What it Feels Like to Re-Evaluate Everything You Like After Christmas

I've not had a tangible Christmas gift in years. This isn't some hippie rant about how we should just give love instead of gifts, but when you hear about someone being trampled at a Wal-Mart for like the umpteenth time, maybe it is time to give a little love.

So, retail was bad this year, boo-hoo. I wasn't all that bad this year. I drank, I ate, I pooped, I puked and I still love Christmas cookies.

I didn't depend on a Christmas bonus compiled by relatives and handed out in old shoe boxes at a family gathering. I didn't ask for a dancing Santa, a TV or a lamp that's overpriced.

I didn't ask for my family to be there to greet me at the door or fill glad containers with stuffing that I've never really liked.

I didn't ask for anything.
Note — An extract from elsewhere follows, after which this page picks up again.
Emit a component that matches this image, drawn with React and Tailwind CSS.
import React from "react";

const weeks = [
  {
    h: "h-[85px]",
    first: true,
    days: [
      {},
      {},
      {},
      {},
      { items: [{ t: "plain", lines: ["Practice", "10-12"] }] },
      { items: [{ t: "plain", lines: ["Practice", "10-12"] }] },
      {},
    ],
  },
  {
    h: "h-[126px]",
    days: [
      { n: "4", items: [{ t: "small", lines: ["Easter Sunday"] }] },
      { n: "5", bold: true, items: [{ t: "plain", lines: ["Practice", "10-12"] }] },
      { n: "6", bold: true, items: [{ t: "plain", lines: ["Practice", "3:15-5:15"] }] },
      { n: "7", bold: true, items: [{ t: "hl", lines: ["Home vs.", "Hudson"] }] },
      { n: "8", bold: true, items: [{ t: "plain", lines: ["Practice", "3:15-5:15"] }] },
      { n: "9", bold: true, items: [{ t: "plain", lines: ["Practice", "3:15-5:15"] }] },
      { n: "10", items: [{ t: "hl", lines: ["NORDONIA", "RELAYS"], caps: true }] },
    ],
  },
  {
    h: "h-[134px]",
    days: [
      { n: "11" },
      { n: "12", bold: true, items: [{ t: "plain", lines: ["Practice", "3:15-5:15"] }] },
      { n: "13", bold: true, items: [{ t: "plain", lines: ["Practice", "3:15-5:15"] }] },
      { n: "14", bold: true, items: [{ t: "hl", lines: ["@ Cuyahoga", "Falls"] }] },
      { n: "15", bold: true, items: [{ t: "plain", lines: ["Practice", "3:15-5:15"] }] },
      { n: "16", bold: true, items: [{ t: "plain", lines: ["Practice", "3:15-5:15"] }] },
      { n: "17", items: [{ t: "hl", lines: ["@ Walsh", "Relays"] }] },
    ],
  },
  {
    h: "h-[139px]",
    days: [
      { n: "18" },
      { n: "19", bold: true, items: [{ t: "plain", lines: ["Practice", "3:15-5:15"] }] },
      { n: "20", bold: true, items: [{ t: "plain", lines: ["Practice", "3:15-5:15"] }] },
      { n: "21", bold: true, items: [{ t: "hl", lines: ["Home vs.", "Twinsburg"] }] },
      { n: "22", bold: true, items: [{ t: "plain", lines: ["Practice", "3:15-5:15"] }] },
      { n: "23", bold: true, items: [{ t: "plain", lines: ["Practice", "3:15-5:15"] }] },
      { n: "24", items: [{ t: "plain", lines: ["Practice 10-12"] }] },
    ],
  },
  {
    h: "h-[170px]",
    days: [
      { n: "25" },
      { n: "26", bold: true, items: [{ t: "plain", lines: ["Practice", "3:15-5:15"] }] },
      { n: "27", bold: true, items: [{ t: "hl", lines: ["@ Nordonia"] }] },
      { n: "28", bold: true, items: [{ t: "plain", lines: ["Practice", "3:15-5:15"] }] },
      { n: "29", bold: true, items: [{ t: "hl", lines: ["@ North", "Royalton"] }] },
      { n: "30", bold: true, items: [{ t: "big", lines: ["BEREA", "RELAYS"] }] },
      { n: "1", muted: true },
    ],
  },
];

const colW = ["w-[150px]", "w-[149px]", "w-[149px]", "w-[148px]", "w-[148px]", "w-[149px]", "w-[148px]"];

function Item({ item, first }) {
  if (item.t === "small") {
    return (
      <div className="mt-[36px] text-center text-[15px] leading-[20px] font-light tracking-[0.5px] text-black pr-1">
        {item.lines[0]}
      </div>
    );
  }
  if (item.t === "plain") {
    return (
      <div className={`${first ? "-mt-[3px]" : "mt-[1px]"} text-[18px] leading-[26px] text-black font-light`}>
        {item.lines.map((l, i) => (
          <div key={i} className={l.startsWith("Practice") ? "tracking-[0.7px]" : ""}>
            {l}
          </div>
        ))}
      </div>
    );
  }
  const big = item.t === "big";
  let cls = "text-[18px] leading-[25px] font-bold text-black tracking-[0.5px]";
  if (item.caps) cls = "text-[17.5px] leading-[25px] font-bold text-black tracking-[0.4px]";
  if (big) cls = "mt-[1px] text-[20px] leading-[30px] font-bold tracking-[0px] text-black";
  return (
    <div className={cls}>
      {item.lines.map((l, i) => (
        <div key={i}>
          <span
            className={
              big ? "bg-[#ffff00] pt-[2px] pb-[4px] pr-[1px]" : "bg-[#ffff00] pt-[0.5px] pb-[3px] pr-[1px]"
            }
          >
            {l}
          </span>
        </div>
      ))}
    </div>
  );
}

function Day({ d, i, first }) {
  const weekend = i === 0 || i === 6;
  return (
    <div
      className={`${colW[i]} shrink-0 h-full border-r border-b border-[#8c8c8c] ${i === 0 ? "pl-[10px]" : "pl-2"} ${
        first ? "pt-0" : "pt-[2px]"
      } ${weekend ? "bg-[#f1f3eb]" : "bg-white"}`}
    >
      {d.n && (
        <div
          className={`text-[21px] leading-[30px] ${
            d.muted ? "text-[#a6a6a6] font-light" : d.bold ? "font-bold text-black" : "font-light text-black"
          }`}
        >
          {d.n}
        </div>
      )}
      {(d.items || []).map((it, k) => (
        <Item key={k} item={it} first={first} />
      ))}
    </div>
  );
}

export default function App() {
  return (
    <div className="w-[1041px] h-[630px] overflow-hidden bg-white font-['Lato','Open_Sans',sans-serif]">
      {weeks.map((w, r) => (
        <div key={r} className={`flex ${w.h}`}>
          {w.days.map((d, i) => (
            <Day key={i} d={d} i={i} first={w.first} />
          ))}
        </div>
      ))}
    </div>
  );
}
And I didn't because it's sort of disgusting.

Before Christmas, I had a friend that wanted an engagement for the 25th. Nothing else. Good great and dandy, and engagement.
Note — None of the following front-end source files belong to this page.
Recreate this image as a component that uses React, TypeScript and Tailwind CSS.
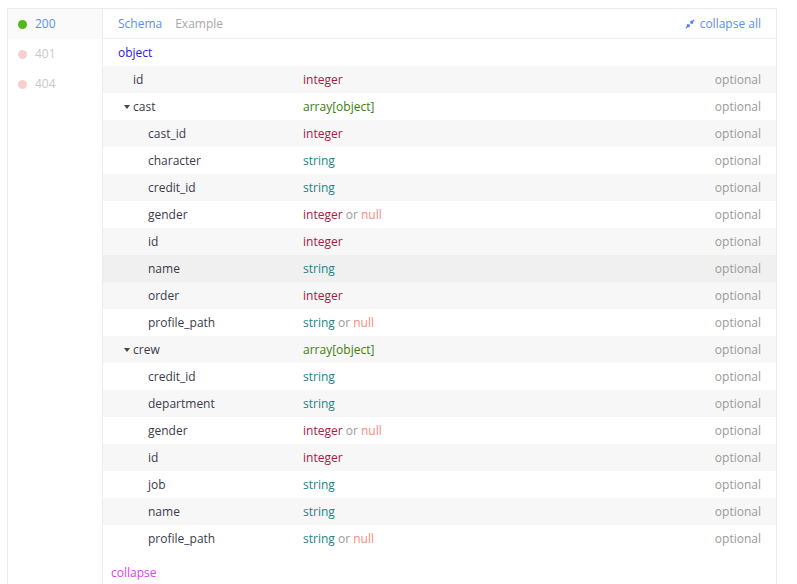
import React from "react";

type Part = { t: string; c: string };
type Row = { name: string; depth: number; caret?: boolean; type: Part[]; hover?: boolean };

const INT = "#a3213f";
const STR = "#1a8585";
const ARR = "#3e7c10";
const NUL = "#fb8a7c";
const OR = "#9a9a9a";

const integer: Part[] = [{ t: "integer", c: INT }];
const string: Part[] = [{ t: "string", c: STR }];
const intNull: Part[] = [{ t: "integer", c: INT }, { t: " or ", c: OR }, { t: "null", c: NUL }];
const strNull: Part[] = [{ t: "string", c: STR }, { t: " or ", c: OR }, { t: "null", c: NUL }];
const arr: Part[] = [{ t: "array[object]", c: ARR }];

const rows: Row[] = [
  { name: "id", depth: 1, type: integer },
  { name: "cast", depth: 1, caret: true, type: arr },
  { name: "cast_id", depth: 2, type: integer },
  { name: "character", depth: 2, type: string },
  { name: "credit_id", depth: 2, type: string },
  { name: "gender", depth: 2, type: intNull },
  { name: "id", depth: 2, type: integer },
  { name: "name", depth: 2, type: string, hover: true },
  { name: "order", depth: 2, type: integer },
  { name: "profile_path", depth: 2, type: strNull },
  { name: "crew", depth: 1, caret: true, type: arr },
  { name: "credit_id", depth: 2, type: string },
  { name: "department", depth: 2, type: string },
  { name: "gender", depth: 2, type: intNull },
  { name: "id", depth: 2, type: integer },
  { name: "job", depth: 2, type: string },
  { name: "name", depth: 2, type: string },
  { name: "profile_path", depth: 2, type: strNull },
];

function CollapseIcon() {
  return (
    <svg width="10" height="10" viewBox="0 0 10 10" className="mr-[5px]">
      <path d="M9 1 L6 4 M6 1.8 L6 4 L8.2 4" stroke="#4f7ef0" strokeWidth="1.4" fill="none" />
      <path d="M1 9 L4 6 M1.8 6 L4 6 L4 8.2" stroke="#4f7ef0" strokeWidth="1.4" fill="none" />
    </svg>
  );
}

export default function App() {
  return (
    <div
      className="w-[797px] h-[584px] bg-white overflow-hidden pt-[8px] pl-[7px]"
      style={{ fontFamily: '"Open Sans", "Noto Sans", sans-serif' }}
    >
      <div className="w-[770px] h-[600px] border border-[#ececec] flex text-[12px]">
        {/* left column */}
        <div className="w-[95px] shrink-0 border-r border-[#ececec] flex flex-col">
          <div className="h-[30px] bg-[#fafafa] flex items-center pl-[10px]">
            <span className="w-[9px] h-[9px] rounded-full bg-[#52b81a] mr-[8px]" />
            <span className="text-[#5b8ff5]">200</span>
          </div>
          <div className="h-[30px] flex items-center pl-[10px]">
            <span className="w-[9px] h-[9px] rounded-full bg-[#f7cfcf] mr-[8px]" />
            <span className="text-[#c8c8c8]">401</span>
          </div>
          <div className="h-[30px] flex items-center pl-[10px]">
            <span className="w-[9px] h-[9px] rounded-full bg-[#f7cfcf] mr-[8px]" />
            <span className="text-[#c8c8c8]">404</span>
          </div>
        </div>
        {/* right panel */}
        <div className="flex-1 flex flex-col">
          <div className="h-[30px] border-b border-[#f0f0f0] flex items-center pl-[15px] pr-[15px]">
            <span className="text-[#5b8ff5] mr-[13px]">Schema</span>
            <span className="text-[#a8a8a8]">Example</span>
            <span className="ml-auto flex items-center text-[#5b8ff5]">
              <CollapseIcon />
              collapse all
            </span>
          </div>
          <div className="h-[27px] flex items-center pl-[15px] text-[#2a18e0]">object</div>
          {rows.map((r, i) => {
            const bg = r.hover ? "bg-[#f0f0f0]" : i % 2 === 0 ? "bg-[#f7f7f7]" : "bg-white";
            return (
              <div key={i} className={`h-[27px] flex items-center pr-[15px] ${bg}`}>
                <div className={`w-[200px] flex items-center text-[#3b3b4b] ${r.depth === 1 ? "pl-[30px]" : "pl-[45px]"}`}>
                  {r.caret && (
                    <svg width="6" height="4" viewBox="0 0 6 4" className="ml-[-9px] mr-[3px]">
                      <path d="M0 0 L6 0 L3 4 Z" fill="#444" />
                    </svg>
                  )}
                  {r.name}
                </div>
                <div className="flex-1">
                  {r.type.map((p, j) => (
                    <span key={j} style={{ color: p.c }}>
                      {p.t}
                    </span>
                  ))}
                </div>
                <div className="text-[#9a9a9a]">optional</div>
              </div>
            );
          })}
          <div className="pl-[8px] pt-[11px] text-[#e040f5] leading-[20px]">collapse</div>
        </div>
      </div>
    </div>
  );
}
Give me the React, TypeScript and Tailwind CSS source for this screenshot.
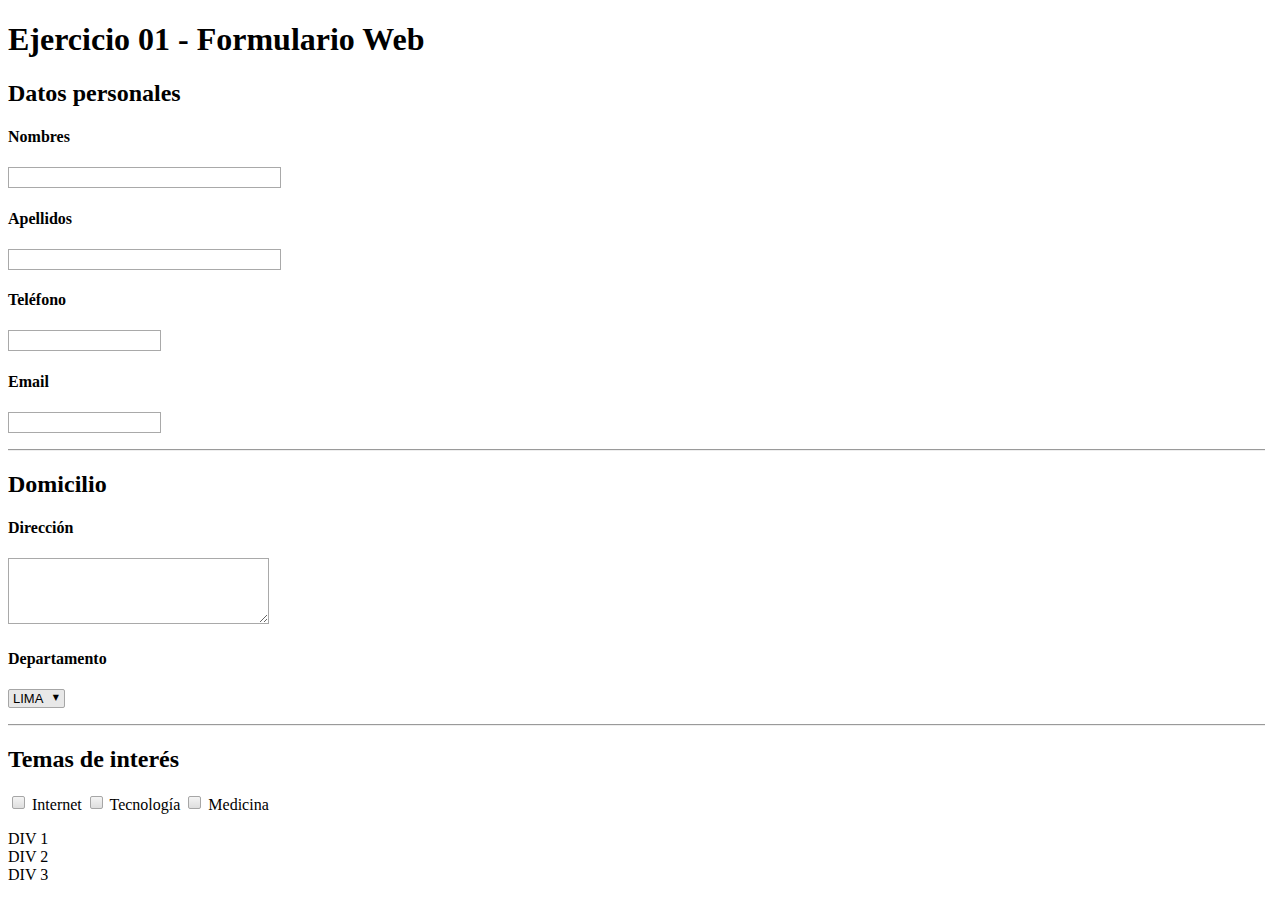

I don't think the person needing to give the engagement sees the full picture. Sure, it's engagement now and then years of Christmas freebies and foul-ups.
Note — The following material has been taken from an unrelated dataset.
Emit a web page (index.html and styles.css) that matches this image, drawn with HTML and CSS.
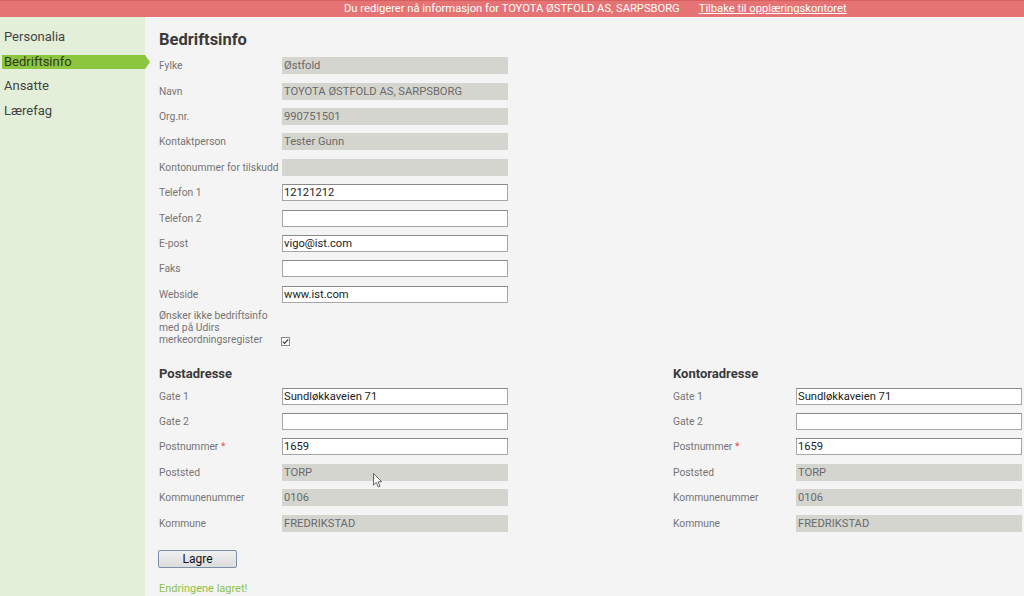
FILE: index.html
```html
<!DOCTYPE html>
<html lang="no">
<head>
<meta charset="utf-8">
<title>Bedriftsinfo</title>
<link rel="stylesheet" href="styles.css">
</head>
<body>
<div class="banner">
  <span class="banner-text">Du redigerer nå informasjon for TOYOTA ØSTFOLD AS, SARPSBORG</span>
  <a class="banner-link" href="#">Tilbake til opplæringskontoret</a>
</div>
<div class="layout">
  <nav class="sidebar">
    <a class="nav-item" href="#">Personalia</a>
    <a class="nav-item active" href="#">Bedriftsinfo</a>
    <a class="nav-item" href="#">Ansatte</a>
    <a class="nav-item" href="#">Lærefag</a>
  </nav>
  <main class="main">
    <h1 class="title">Bedriftsinfo</h1>
    <div class="form">
      <div class="row"><span class="label">Fylke</span><span class="field ro">Østfold</span></div>
      <div class="row"><span class="label">Navn</span><span class="field ro">TOYOTA ØSTFOLD AS, SARPSBORG</span></div>
      <div class="row"><span class="label">Org.nr.</span><span class="field ro">990751501</span></div>
      <div class="row"><span class="label">Kontaktperson</span><span class="field ro">Tester Gunn</span></div>
      <div class="row"><span class="label">Kontonummer for tilskudd</span><span class="field ro"></span></div>
      <div class="row"><span class="label">Telefon 1</span><span class="field">12121212</span></div>
      <div class="row"><span class="label">Telefon 2</span><span class="field"></span></div>
      <div class="row"><span class="label">E-post</span><span class="field">vigo@ist.com</span></div>
      <div class="row"><span class="label">Faks</span><span class="field"></span></div>
      <div class="row"><span class="label">Webside</span><span class="field">www.ist.com</span></div>
      <div class="row check-row">
        <span class="label multi">Ønsker ikke bedriftsinfo med på Udirs merkeordningsregister</span>
        <span class="checkbox"><svg width="9" height="9" viewBox="0 0 9 9"><path d="M1.8 4.6 L3.6 6.4 L7.2 2.4" fill="none" stroke="#333" stroke-width="1.1"/></svg></span>
      </div>
    </div>
    <div class="addresses">
      <section class="address">
        <h2 class="subtitle">Postadresse</h2>
        <div class="row"><span class="label">Gate 1</span><span class="field">Sundløkkaveien 71</span></div>
        <div class="row"><span class="label">Gate 2</span><span class="field"></span></div>
        <div class="row"><span class="label">Postnummer <span class="req">*</span></span><span class="field">1659</span></div>
        <div class="row"><span class="label">Poststed</span><span class="field ro">TORP</span></div>
        <div class="row"><span class="label">Kommunenummer</span><span class="field ro">0106</span></div>
        <div class="row"><span class="label">Kommune</span><span class="field ro">FREDRIKSTAD</span></div>
      </section>
      <section class="address">
        <h2 class="subtitle">Kontoradresse</h2>
        <div class="row"><span class="label">Gate 1</span><span class="field">Sundløkkaveien 71</span></div>
        <div class="row"><span class="label">Gate 2</span><span class="field"></span></div>
        <div class="row"><span class="label">Postnummer <span class="req">*</span></span><span class="field">1659</span></div>
        <div class="row"><span class="label">Poststed</span><span class="field ro">TORP</span></div>
        <div class="row"><span class="label">Kommunenummer</span><span class="field ro">0106</span></div>
        <div class="row"><span class="label">Kommune</span><span class="field ro">FREDRIKSTAD</span></div>
      </section>
    </div>
    <button class="save" type="button">Lagre</button>
    <p class="saved">Endringene lagret!</p>
    <svg class="cursor" width="11" height="16" viewBox="0 0 11 16"><path d="M0.5 0.5 L0.5 12 L3.3 9.4 L5.3 14 L7 13.2 L5.1 8.8 L8.8 8.8 Z" fill="#fff" stroke="#555" stroke-width="0.9"/></svg>
  </main>
</div>
</body>
</html>
```
FILE: styles.css
```css
* { box-sizing: border-box; }
html, body { margin: 0; padding: 0; }
body {
  font-family: Roboto, "Liberation Sans", sans-serif;
  background: #f4f4f4;
  color: #333;
  width: 1024px;
  height: 596px;
  overflow: hidden;
}
.banner {
  height: 17px;
  background: #e57373;
  border-top: 1px solid #d96060;
  display: flex;
  align-items: center;
  padding-left: 344px;
  gap: 19px;
  font-size: 11.2px;
  line-height: 14px;
  color: #fff;
}
.banner-link { color: #fff; text-decoration: underline; }
.layout {
  display: flex;
  height: 579px;
}
.sidebar {
  width: 145px;
  flex: none;
  background: #e3efd8;
  padding: 13px 0 0 2px;
  display: flex;
  flex-direction: column;
}
.nav-item {
  position: relative;
  display: block;
  font-size: 13px;
  line-height: 14px;
  height: 14px;
  padding-left: 2px;
  margin-bottom: 10.6px;
  color: #444;
  text-decoration: none;
}
.nav-item.active {
  background: #8cc63f;
  color: #2f3a20;
}
.nav-item.active::after {
  content: "";
  position: absolute;
  right: -5px;
  top: 0;
  border-top: 7px solid transparent;
  border-bottom: 7px solid transparent;
  border-left: 5px solid #8cc63f;
}
.main {
  position: relative;
  flex: 1;
  padding: 13px 0 0 14px;
}
.title {
  margin: 0 0 4px;
  font-size: 16.5px;
  line-height: 19px;
  font-weight: 700;
  color: #3a3a3a;
}
.row {
  display: flex;
  align-items: center;
  height: 25.4px;
}
.label {
  width: 123px;
  flex: none;
  font-size: 10.3px;
  color: #747474;
  white-space: nowrap;
}
.label.multi {
  white-space: normal;
  width: 115px;
  margin-right: 8px;
  line-height: 12.2px;
}
.req { color: #e0554f; }
.field {
  width: 226px;
  height: 17px;
  display: flex;
  align-items: center;
  padding-left: 1px;
  font-size: 11.2px;
  color: #222;
  background: #fff;
  border: 1px solid #a6a6a6;
  border-top-color: #8a8a8a;
  white-space: nowrap;
}
.field.ro {
  background: #d5d5d0;
  border-color: #d5d5d0;
  color: #6a6a6a;
}
.check-row {
  height: auto;
  align-items: flex-end;
  margin-top: 3px;
}
.checkbox {
  width: 9px;
  height: 9px;
  border: 1px solid #8a8a8a;
  background: #fff;
  margin: 0 0 1px -1px;
  display: flex;
  align-items: center;
  justify-content: center;
}
.checkbox svg { display: block; flex: none; }
.addresses {
  display: grid;
  grid-template-columns: 514px 1fr;
  margin-top: 19px;
}
.subtitle {
  margin: 0 0 2px;
  font-size: 13px;
  line-height: 16px;
  font-weight: 700;
  color: #3a3a3a;
}
.save {
  display: block;
  margin: 14px 0 0 -1px;
  width: 79px;
  height: 18px;
  padding: 0;
  font-family: Roboto, "Liberation Sans", sans-serif;
  font-size: 12px;
  color: #111;
  background: linear-gradient(#f0f0f0, #dcdcdc);
  border: 1px solid #7d8ea8;
  border-radius: 2px;
}
.saved {
  margin: 14px 0 0;
  font-size: 11px;
  line-height: 14px;
  color: #8bc34a;
}
.cursor {
  position: absolute;
  left: 228px;
  top: 456px;
}
```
You hear someone say, "all I want for Christmas is you," is worse than when you hear some one say, "the n-word." They're lying and acting like they are not responsible for their actions because they can disguise it with the beginning of itself.

If I'm all you want for Christmas, doesn't that mean every Christmas and lifetime to come, or are you going to go ballistic when you don't get the puke colored drapes from World Market next year?

And I'm putting what I've accumulated in perspective. I never want anything for Christmas. It's just a day; another day with crazy cultural innuendos attached to it in the late twentieth century that causes many people to flip the fuck out.

I have many great things. I have a roof. I have a great life. I even have a pool and a computer to write on. I bought them all on different days and didn't take mind to the fact that it wasn't the 25th of December when I bought them.

Everything I have felt special when I bought it because it was. It was priced, planned, gifted and gracious in the middle of August as it was the day after Thanksgiving.

Why it's so important to have something given to you on Christmas, well, I'll never really understand.